Intentemos comprender por qué la Cruz es el lugar de unión. En la Cruz, el Hijo de Dios entra en la unión más plena con el ser humano — entra en la experiencia más profunda de lo que significa haberse hecho hijo de hombre, miembro de una raza bajo maldición. Es en la muerte donde el Príncipe de la vida vence el poder de la muerte; es solo en la muerte donde Él puede hacerme partícipe de esa victoria. La vida que Él imparte es vida desde la muerte; cada nueva experiencia del poder de esa vida depende de la comunión con la muerte. Muerte y vida son inseparables. Toda la gracia que Jesús, el Salvador, concede, se da únicamente en el camino de comunión con Jesús, el Crucificado. Cristo vino y tomó mi lugar; yo debo ponerme en su lugar y permanecer allí. Y hay un solo lugar que es suyo y mío — ese lugar es la Cruz. Suyo por elección libre; mío por la maldición del pecado. Él vino allí a buscarme; solo allí puedo hallarlo. Cuando Él me encontró allí, era un lugar de maldición; esto lo experimentó, porque “maldito todo el que es colgado en un madero”. Él lo hizo un lugar de bendición; esto lo experimento yo, pues Cristo nos redimió de la maldición, hecho maldición por nosotros. Cuando Cristo viene a mi lugar, sigue siendo el Amado del Padre; pero en comunión conmigo comparte mi maldición y muere mi muerte. Cuando yo estoy en su lugar, que siempre será mío, sigo siendo lo que era por naturaleza: el maldito, el que merece morir; pero al estar unido a Él, comparto su bendición y recibo su vida. Cuando Él vino a unirse a mí, no pudo evitar la Cruz, porque la maldición siempre conduce a la Cruz como su fin y fruto. Y cuando yo busco unirme a Él, tampoco puedo evitar la Cruz, porque solo en la Cruz se hallan vida y liberación. Tan inevitablemente como mi maldición lo llevó a la Cruz para unirse plenamente a mí, su bendición me lleva a la Cruz como el único lugar donde puedo unirme a Él. Él tomó mi cruz como suya; yo debo tomar su cruz como mía; debo ser crucificado con Él. Es cuando permanezco diariamente y profundamente en Jesús, el Crucificado, que saboreo la dulzura de su amor, el poder de su vida, la plenitud de su salvación.
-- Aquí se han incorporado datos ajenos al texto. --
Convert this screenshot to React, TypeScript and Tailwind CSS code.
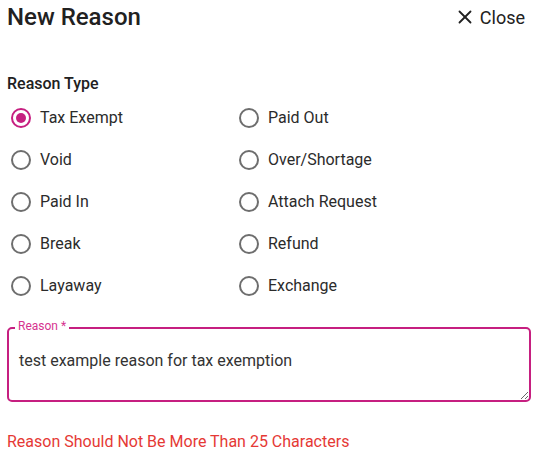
import { X } from "lucide-react";

const LEFT = ["Tax Exempt", "Void", "Paid In", "Break", "Layaway"];
const RIGHT = ["Paid Out", "Over/Shortage", "Attach Request", "Refund", "Exchange"];

function Radio({ label, checked }: { label: string; checked?: boolean }) {
  return (
    <label className="flex items-center h-[42px] gap-[9px] cursor-pointer">
      <span
        className={`w-5 h-5 rounded-full border-2 flex items-center justify-center shrink-0 ${
          checked ? "border-[#c61f80]" : "border-[#6e6e6e]"
        }`}
      >
        {checked && <span className="w-[10px] h-[10px] rounded-full bg-[#c61f80]" />}
      </span>
      <span className="text-[16px] text-[#2b2b2b]">{label}</span>
    </label>
  );
}

export default function App() {
  return (
    <div className="w-[535px] h-[453px] bg-white font-['Roboto',sans-serif] px-[7px] overflow-hidden">
      {/* Header */}
      <div className="flex items-center justify-between h-[34px] pr-[3px]">
        <h1 className="text-[24px] font-medium text-[#212121]">New Reason</h1>
        <button className="flex items-center gap-[4px] text-[18px] text-[#212121]">
          <X className="w-[22px] h-[22px]" strokeWidth={2} />
          Close
        </button>
      </div>

      <div className="mt-[38px] text-[16px] leading-[24px] font-medium text-[#212121]">Reason Type</div>

      <div className="grid grid-cols-[230px_1fr] pl-1 mt-[1px]">
        <div className="flex flex-col">
          {LEFT.map((l, i) => (
            <Radio key={l} label={l} checked={i === 0} />
          ))}
        </div>
        <div className="flex flex-col -ml-[2px]">
          {RIGHT.map((l) => (
            <Radio key={l} label={l} />
          ))}
        </div>
      </div>

      {/* Reason field */}
      <div className="relative mt-[20px]">
        <span className="absolute -top-[8px] left-[8px] bg-white px-[3px] text-[12px] leading-[14px] text-[#d6338f]">
          Reason *
        </span>
        <textarea
          defaultValue="test example reason for tax exemption"
          className="block w-[524px] h-[75px] border-2 border-[#c61f80] rounded-[5px] px-[10px] pt-[21px] text-[16px] leading-[22px] text-[#333] outline-none resize-y font-['Roboto',sans-serif]"
        />
      </div>

      <div className="mt-[28px] text-[16px] leading-[24px] text-[#e53935]">
        Reason Should Not Be More Than 25 Characters
      </div>
    </div>
  );
}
¡Amado creyente! Es un misterio profundo este de la Cruz de Cristo. Temo que muchos cristianos se conformen con mirar la Cruz, con Cristo muriendo en ella por sus pecados, sin tener mucho interés en la comunión con el Crucificado. Apenas saben que Él los invita a eso. O se conforman con considerar las aflicciones ordinarias de la vida — que los hijos del mundo también padecen — como su parte en la Cruz de Cristo. No tienen idea de lo que significa ser crucificado con Cristo, de que llevar la cruz implica parecerse a Cristo en los principios que lo animaron en su camino de obediencia. La entrega total de la propia voluntad, la negación completa a la carne de todo deseo y placer, la separación perfecta del mundo en sus formas de pensar y actuar, la pérdida y aborrecimiento de la vida propia, la renuncia a uno mismo y a sus intereses por amor a otros — esa es la disposición que caracteriza a quien ha tomado la Cruz de Cristo, a quien busca decir: “Estoy crucificado con Cristo; permanezco en Cristo, el Crucificado”.
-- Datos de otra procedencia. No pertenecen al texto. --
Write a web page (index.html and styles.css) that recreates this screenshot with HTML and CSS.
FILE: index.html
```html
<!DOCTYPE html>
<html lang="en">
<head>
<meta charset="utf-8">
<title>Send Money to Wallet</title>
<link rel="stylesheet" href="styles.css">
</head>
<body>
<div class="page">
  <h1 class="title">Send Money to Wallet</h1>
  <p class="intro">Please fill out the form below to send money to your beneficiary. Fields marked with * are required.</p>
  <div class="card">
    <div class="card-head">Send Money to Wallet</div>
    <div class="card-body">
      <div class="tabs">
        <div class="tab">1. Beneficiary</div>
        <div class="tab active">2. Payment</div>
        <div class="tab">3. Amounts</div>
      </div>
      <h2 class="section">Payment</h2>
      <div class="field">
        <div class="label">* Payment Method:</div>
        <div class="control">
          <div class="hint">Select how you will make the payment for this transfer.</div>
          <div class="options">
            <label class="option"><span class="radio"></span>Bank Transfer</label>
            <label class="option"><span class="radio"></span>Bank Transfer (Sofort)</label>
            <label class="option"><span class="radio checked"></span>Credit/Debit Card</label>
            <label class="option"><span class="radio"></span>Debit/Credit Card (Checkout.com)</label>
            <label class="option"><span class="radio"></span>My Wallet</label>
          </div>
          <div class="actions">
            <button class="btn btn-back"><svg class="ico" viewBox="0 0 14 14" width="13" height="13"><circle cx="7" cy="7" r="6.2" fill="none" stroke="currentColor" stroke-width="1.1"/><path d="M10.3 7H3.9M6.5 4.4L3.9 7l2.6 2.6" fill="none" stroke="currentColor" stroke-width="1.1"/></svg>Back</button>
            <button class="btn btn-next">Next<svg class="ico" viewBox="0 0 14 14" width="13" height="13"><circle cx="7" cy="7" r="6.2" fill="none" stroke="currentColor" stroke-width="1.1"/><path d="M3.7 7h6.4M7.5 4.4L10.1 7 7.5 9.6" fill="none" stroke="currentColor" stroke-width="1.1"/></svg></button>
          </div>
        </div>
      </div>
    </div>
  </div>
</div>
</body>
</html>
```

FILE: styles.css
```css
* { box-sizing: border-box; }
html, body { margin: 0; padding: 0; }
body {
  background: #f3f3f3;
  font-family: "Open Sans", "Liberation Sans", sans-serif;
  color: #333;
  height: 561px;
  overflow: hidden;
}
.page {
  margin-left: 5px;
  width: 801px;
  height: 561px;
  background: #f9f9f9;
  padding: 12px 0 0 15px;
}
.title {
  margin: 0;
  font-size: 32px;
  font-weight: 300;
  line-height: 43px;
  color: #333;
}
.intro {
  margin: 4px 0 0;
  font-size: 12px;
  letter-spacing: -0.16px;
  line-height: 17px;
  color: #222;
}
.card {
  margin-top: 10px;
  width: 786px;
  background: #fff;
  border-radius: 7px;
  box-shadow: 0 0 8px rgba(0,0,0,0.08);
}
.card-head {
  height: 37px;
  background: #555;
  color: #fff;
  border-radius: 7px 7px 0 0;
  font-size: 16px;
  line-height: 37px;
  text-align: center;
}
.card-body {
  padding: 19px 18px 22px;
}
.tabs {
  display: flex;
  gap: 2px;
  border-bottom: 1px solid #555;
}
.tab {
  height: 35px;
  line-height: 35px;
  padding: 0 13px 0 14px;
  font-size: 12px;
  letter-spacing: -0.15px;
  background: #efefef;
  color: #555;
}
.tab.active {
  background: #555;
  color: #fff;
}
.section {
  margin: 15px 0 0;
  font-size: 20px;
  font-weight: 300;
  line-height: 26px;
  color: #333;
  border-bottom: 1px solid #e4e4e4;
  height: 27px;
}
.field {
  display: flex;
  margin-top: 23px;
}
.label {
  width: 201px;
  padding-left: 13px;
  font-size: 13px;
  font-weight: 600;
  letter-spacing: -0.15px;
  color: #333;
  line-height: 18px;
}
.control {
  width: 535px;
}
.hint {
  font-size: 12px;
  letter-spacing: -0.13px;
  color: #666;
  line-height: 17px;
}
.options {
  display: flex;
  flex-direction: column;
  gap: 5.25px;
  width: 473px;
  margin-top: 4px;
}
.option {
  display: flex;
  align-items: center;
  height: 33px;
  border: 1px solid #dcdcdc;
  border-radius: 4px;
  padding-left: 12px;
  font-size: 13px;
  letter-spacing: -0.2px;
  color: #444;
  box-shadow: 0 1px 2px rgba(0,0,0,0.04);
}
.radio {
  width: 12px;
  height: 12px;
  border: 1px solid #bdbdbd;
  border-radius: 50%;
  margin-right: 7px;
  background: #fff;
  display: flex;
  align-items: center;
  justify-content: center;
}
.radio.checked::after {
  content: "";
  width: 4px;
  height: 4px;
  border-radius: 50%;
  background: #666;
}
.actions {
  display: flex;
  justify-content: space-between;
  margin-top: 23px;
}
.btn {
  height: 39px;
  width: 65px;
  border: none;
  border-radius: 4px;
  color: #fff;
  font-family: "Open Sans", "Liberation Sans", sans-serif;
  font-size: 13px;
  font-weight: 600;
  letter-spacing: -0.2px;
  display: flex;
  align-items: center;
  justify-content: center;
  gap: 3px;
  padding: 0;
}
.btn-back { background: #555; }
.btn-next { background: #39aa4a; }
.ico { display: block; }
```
¿Deseas realmente agradar a tu Señor y vivir en una comunión tan estrecha con Él como su gracia pueda mantenerte? ¡Oh, ora para que su Espíritu te guíe a esta verdad bendita: este secreto del Señor para los que le temen! Sabemos cómo Pedro conoció y confesó a Cristo como el Hijo del Dios viviente mientras la Cruz aún era un escándalo (Mateo 16:16-17,21,23). La fe que cree en la sangre que perdona y en la vida que renueva solo puede alcanzar su crecimiento perfecto si permanece bajo la Cruz y, en comunión viva con Él, busca una conformidad perfecta con Jesús, el Crucificado.

Oh Jesús, nuestro Redentor crucificado, enséñanos no solo a creer en Ti, sino a permanecer en Ti; a tomar tu Cruz no solo como el fundamento de nuestro perdón, sino también como la ley de nuestra vida. Oh, enséñanos a amarla no solo porque en ella llevaste nuestra maldición, sino porque en ella entramos en la comunión más íntima contigo y somos crucificados contigo. Y enséñanos que, al rendirnos completamente para ser poseídos del Espíritu con el que Tú llevaste la Cruz, seremos hechos partícipes del poder y de la bendición a los que solo la Cruz da acceso.